Goal
Transcribe the listing in full, excluding any pictures.

Data segment
§

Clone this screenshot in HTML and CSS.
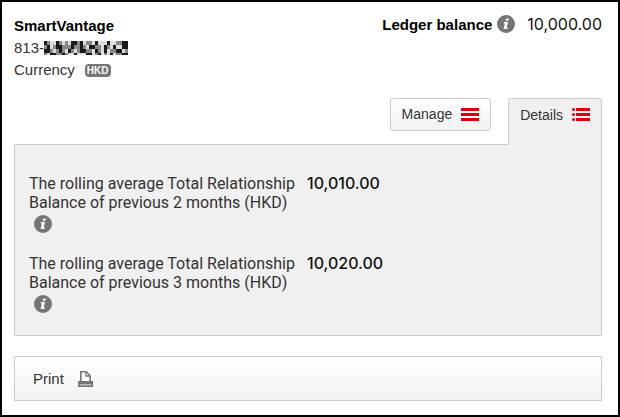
FILE: index.html
```html
<!DOCTYPE html>
<html lang="en">
<head>
  <meta charset="UTF-8">
  <meta name="viewport" content="width=device-width, initial-scale=1.0">
  <title>SmartVantage</title>
  <link rel="stylesheet" href="styles.css">
</head>
<body>

<svg class="defs" aria-hidden="true">
  <symbol id="info" viewBox="0 0 18 18">
    <circle cx="9" cy="9" r="9" fill="#767676"/>
    <path d="M9.3 3.5h2.5l-.5 2.2H8.8zM7 7h4l-1.4 5.6h1.2l-.3 1.3H6.6l1.3-5.5H6.7z" fill="#fff"/>
  </symbol>
</svg>

<main class="account">
  <header class="summary">
    <div>
      <h1>SmartVantage</h1>
      <div class="number">813-<svg class="mask" viewBox="0 0 84 14" role="img" aria-label="hidden digits">
        <path d="M0 0h84v14H0z" fill="#ddd"/>
        <g fill="none" stroke="#888" stroke-width="4">
          <path d="M3 2h81" stroke-dasharray="3 6 6 3 3 9"/>
          <path d="M0 6h84" stroke-dasharray="6 3 3 6 9 3"/>
          <path d="M6 10h78" stroke-dasharray="3 3 9 6 3 3"/>
          <path d="M0 14h84" stroke-dasharray="3 9 6 3 3 6"/>
        </g>
        <g fill="none" stroke="#1a1a1a" stroke-width="4">
          <path d="M0 2h84" stroke-dasharray="3 9 3 12 6 3 3 12"/>
          <path d="M3 6h81" stroke-dasharray="3 6 6 9 3 6"/>
          <path d="M0 10h84" stroke-dasharray="6 9 3 6 3 9"/>
          <path d="M6 14h78" stroke-dasharray="6 6 3 9 3 9"/>
        </g>
      </svg></div>
      <div class="currency">Currency <span class="badge">HKD</span></div>
    </div>
    <div class="ledger">
      <strong>Ledger balance</strong>
      <svg class="info"><use href="#info"/></svg>
      <span class="amount">10,000.00</span>
    </div>
  </header>

  <nav class="tabs">
    <button type="button" class="manage">Manage
      <svg width="18" height="14" fill="#db0011"><path d="M0 0h18v3H0zM0 5h18v3H0zM0 10h18v3H0z"/></svg>
    </button>
    <button type="button" class="details">Details
      <svg width="18" height="14" fill="#db0011"><path d="M4 0h14v3H4zM4 5h14v3H4zM4 10h14v3H4z"/><circle cx="1.5" cy="1.5" r="1.5"/><circle cx="1.5" cy="6.5" r="1.5"/><circle cx="1.5" cy="11.5" r="1.5"/></svg>
    </button>
  </nav>

  <dl class="panel">
    <dt>The rolling average Total Relationship Balance of previous 2 months (HKD) <svg class="info"><use href="#info"/></svg></dt>
    <dd class="amount">10,010.00</dd>
    <dt>The rolling average Total Relationship Balance of previous 3 months (HKD) <svg class="info"><use href="#info"/></svg></dt>
    <dd class="amount">10,020.00</dd>
  </dl>

  <div class="actions">
    <button type="button" class="print">Print
      <svg width="15" height="16"><path d="M2.8 11V.8h5.4l4 4V11" fill="#fff" stroke="#767676" stroke-width="1.6"/><path d="M8 1v4h4" fill="none" stroke="#767676" stroke-width="1.3"/><path d="M0 10h15v6H0z" fill="#767676"/><path d="M1.5 13h12v1.5h-12z" fill="#bbb"/></svg>
    </button>
  </div>
</main>

</body>
</html>
```
FILE: styles.css
```css
* {
  box-sizing: border-box;
}
body {
  margin: 0;
  font-family: "Liberation Sans", Arial, sans-serif;
  font-size: 15px;
  line-height: 19px;
  color: #333;
  background: #fff;
}
.defs {
  display: none;
}
.account {
  min-height: 100vh;
  padding: 13px 16px 14px 12px;
  border: 2px solid #000;
}
.summary {
  display: flex;
  justify-content: space-between;
}
h1 {
  margin: 0;
  font-size: 15px;
  line-height: 22px;
  color: #000;
}
.number,
.currency {
  display: flex;
  align-items: center;
  line-height: 22px;
}
.mask {
  width: 84px;
  height: 14px;
}
.badge {
  margin-left: 10px;
  padding: 0 2px;
  border-radius: 4px;
  background: #767676;
  color: #fff;
  font-size: 10px;
  font-weight: bold;
  line-height: 13px;
}
.ledger {
  display: flex;
  align-items: center;
  height: 18px;
  color: #000;
}
.info {
  width: 18px;
  height: 18px;
}
.ledger .info {
  margin: 0 12px 0 5px;
}
.amount {
  font-family: Inter, sans-serif;
  font-size: 16px;
  font-weight: 500;
  color: #111;
}
.ledger .amount {
  font-weight: 400;
}
button {
  display: flex;
  align-items: center;
  font: inherit;
  color: inherit;
  cursor: pointer;
}
.tabs {
  display: flex;
  justify-content: flex-end;
  align-items: flex-start;
  gap: 17px;
  margin-top: 17px;
}
.tabs button {
  gap: 9px;
  padding: 0 11px;
  border: 1px solid #ccc;
  border-radius: 3px;
  font-size: 14px;
}
.tabs .manage {
  height: 33px;
  background: linear-gradient(#fff, #f2f2f2);
}
/* the open tab runs into the panel below it */
.tabs .details {
  position: relative;
  height: 47px;
  margin-bottom: -1px;
  padding-bottom: 14px;
  border-bottom: 0;
  border-radius: 3px 3px 0 0;
  background: #f0f0f0;
}
.panel {
  display: grid;
  grid-template-columns: 266px 1fr;
  column-gap: 12px;
  row-gap: 21px;
  margin: 0;
  padding: 29px 14px 22px;
  border: 1px solid #ccc;
  background: #f0f0f0;
}
dt {
  font-family: Roboto, "Liberation Sans", sans-serif;
  font-size: 16px;
}
dd {
  margin: 0;
}
.panel .info {
  display: block;
  margin: 3px 0 0 5px;
}
.actions {
  margin-top: 20px;
  padding: 12px 18px;
  border: 1px solid #ccc;
  background: linear-gradient(#fff, #f2f2f2);
}
.print {
  gap: 14px;
  padding: 0;
  border: 0;
  background: none;
}
```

§

Response
Clone this screenshot in HTML and CSS.
FILE: index.html
```html
<!DOCTYPE html>
<html lang="en">
<head>
  <meta charset="UTF-8">
  <meta name="viewport" content="width=device-width, initial-scale=1.0">
  <title>SmartVantage</title>
  <link rel="stylesheet" href="styles.css">
</head>
<body>

<svg class="defs" aria-hidden="true">
  <symbol id="info" viewBox="0 0 18 18">
    <circle cx="9" cy="9" r="9" fill="#767676"/>
    <path d="M9.3 3.5h2.5l-.5 2.2H8.8zM7 7h4l-1.4 5.6h1.2l-.3 1.3H6.6l1.3-5.5H6.7z" fill="#fff"/>
  </symbol>
</svg>

<main class="account">
  <header class="summary">
    <div>
      <h1>SmartVantage</h1>
      <div class="number">813-<svg class="mask" viewBox="0 0 84 14" role="img" aria-label="hidden digits">
        <path d="M0 0h84v14H0z" fill="#ddd"/>
        <g fill="none" stroke="#888" stroke-width="4">
          <path d="M3 2h81" stroke-dasharray="3 6 6 3 3 9"/>
          <path d="M0 6h84" stroke-dasharray="6 3 3 6 9 3"/>
          <path d="M6 10h78" stroke-dasharray="3 3 9 6 3 3"/>
          <path d="M0 14h84" stroke-dasharray="3 9 6 3 3 6"/>
        </g>
        <g fill="none" stroke="#1a1a1a" stroke-width="4">
          <path d="M0 2h84" stroke-dasharray="3 9 3 12 6 3 3 12"/>
          <path d="M3 6h81" stroke-dasharray="3 6 6 9 3 6"/>
          <path d="M0 10h84" stroke-dasharray="6 9 3 6 3 9"/>
          <path d="M6 14h78" stroke-dasharray="6 6 3 9 3 9"/>
        </g>
      </svg></div>
      <div class="currency">Currency <span class="badge">HKD</span></div>
    </div>
    <div class="ledger">
      <strong>Ledger balance</strong>
      <svg class="info"><use href="#info"/></svg>
      <span class="amount">10,000.00</span>
    </div>
  </header>

  <nav class="tabs">
    <button type="button" class="manage">Manage
      <svg width="18" height="14" fill="#db0011"><path d="M0 0h18v3H0zM0 5h18v3H0zM0 10h18v3H0z"/></svg>
    </button>
    <button type="button" class="details">Details
      <svg width="18" height="14" fill="#db0011"><path d="M4 0h14v3H4zM4 5h14v3H4zM4 10h14v3H4z"/><circle cx="1.5" cy="1.5" r="1.5"/><circle cx="1.5" cy="6.5" r="1.5"/><circle cx="1.5" cy="11.5" r="1.5"/></svg>
    </button>
  </nav>

  <dl class="panel">
    <dt>The rolling average Total Relationship Balance of previous 2 months (HKD) <svg class="info"><use href="#info"/></svg></dt>
    <dd class="amount">10,010.00</dd>
    <dt>The rolling average Total Relationship Balance of previous 3 months (HKD) <svg class="info"><use href="#info"/></svg></dt>
    <dd class="amount">10,020.00</dd>
  </dl>

  <div class="actions">
    <button type="button" class="print">Print
      <svg width="15" height="16"><path d="M2.8 11V.8h5.4l4 4V11" fill="#fff" stroke="#767676" stroke-width="1.6"/><path d="M8 1v4h4" fill="none" stroke="#767676" stroke-width="1.3"/><path d="M0 10h15v6H0z" fill="#767676"/><path d="M1.5 13h12v1.5h-12z" fill="#bbb"/></svg>
    </button>
  </div>
</main>

</body>
</html>
```
FILE: styles.css
```css
* {
  box-sizing: border-box;
}
body {
  margin: 0;
  font-family: "Liberation Sans", Arial, sans-serif;
  font-size: 15px;
  line-height: 19px;
  color: #333;
  background: #fff;
}
.defs {
  display: none;
}
.account {
  min-height: 100vh;
  padding: 13px 16px 14px 12px;
  border: 2px solid #000;
}
.summary {
  display: flex;
  justify-content: space-between;
}
h1 {
  margin: 0;
  font-size: 15px;
  line-height: 22px;
  color: #000;
}
.number,
.currency {
  display: flex;
  align-items: center;
  line-height: 22px;
}
.mask {
  width: 84px;
  height: 14px;
}
.badge {
  margin-left: 10px;
  padding: 0 2px;
  border-radius: 4px;
  background: #767676;
  color: #fff;
  font-size: 10px;
  font-weight: bold;
  line-height: 13px;
}
.ledger {
  display: flex;
  align-items: center;
  height: 18px;
  color: #000;
}
.info {
  width: 18px;
  height: 18px;
}
.ledger .info {
  margin: 0 12px 0 5px;
}
.amount {
  font-family: Inter, sans-serif;
  font-size: 16px;
  font-weight: 500;
  color: #111;
}
.ledger .amount {
  font-weight: 400;
}
button {
  display: flex;
  align-items: center;
  font: inherit;
  color: inherit;
  cursor: pointer;
}
.tabs {
  display: flex;
  justify-content: flex-end;
  align-items: flex-start;
  gap: 17px;
  margin-top: 17px;
}
.tabs button {
  gap: 9px;
  padding: 0 11px;
  border: 1px solid #ccc;
  border-radius: 3px;
  font-size: 14px;
}
.tabs .manage {
  height: 33px;
  background: linear-gradient(#fff, #f2f2f2);
}
/* the open tab runs into the panel below it */
.tabs .details {
  position: relative;
  height: 47px;
  margin-bottom: -1px;
  padding-bottom: 14px;
  border-bottom: 0;
  border-radius: 3px 3px 0 0;
  background: #f0f0f0;
}
.panel {
  display: grid;
  grid-template-columns: 266px 1fr;
  column-gap: 12px;
  row-gap: 21px;
  margin: 0;
  padding: 29px 14px 22px;
  border: 1px solid #ccc;
  background: #f0f0f0;
}
dt {
  font-family: Roboto, "Liberation Sans", sans-serif;
  font-size: 16px;
}
dd {
  margin: 0;
}
.panel .info {
  display: block;
  margin: 3px 0 0 5px;
}
.actions {
  margin-top: 20px;
  padding: 12px 18px;
  border: 1px solid #ccc;
  background: linear-gradient(#fff, #f2f2f2);
}
.print {
  gap: 14px;
  padding: 0;
  border: 0;
  background: none;
}
```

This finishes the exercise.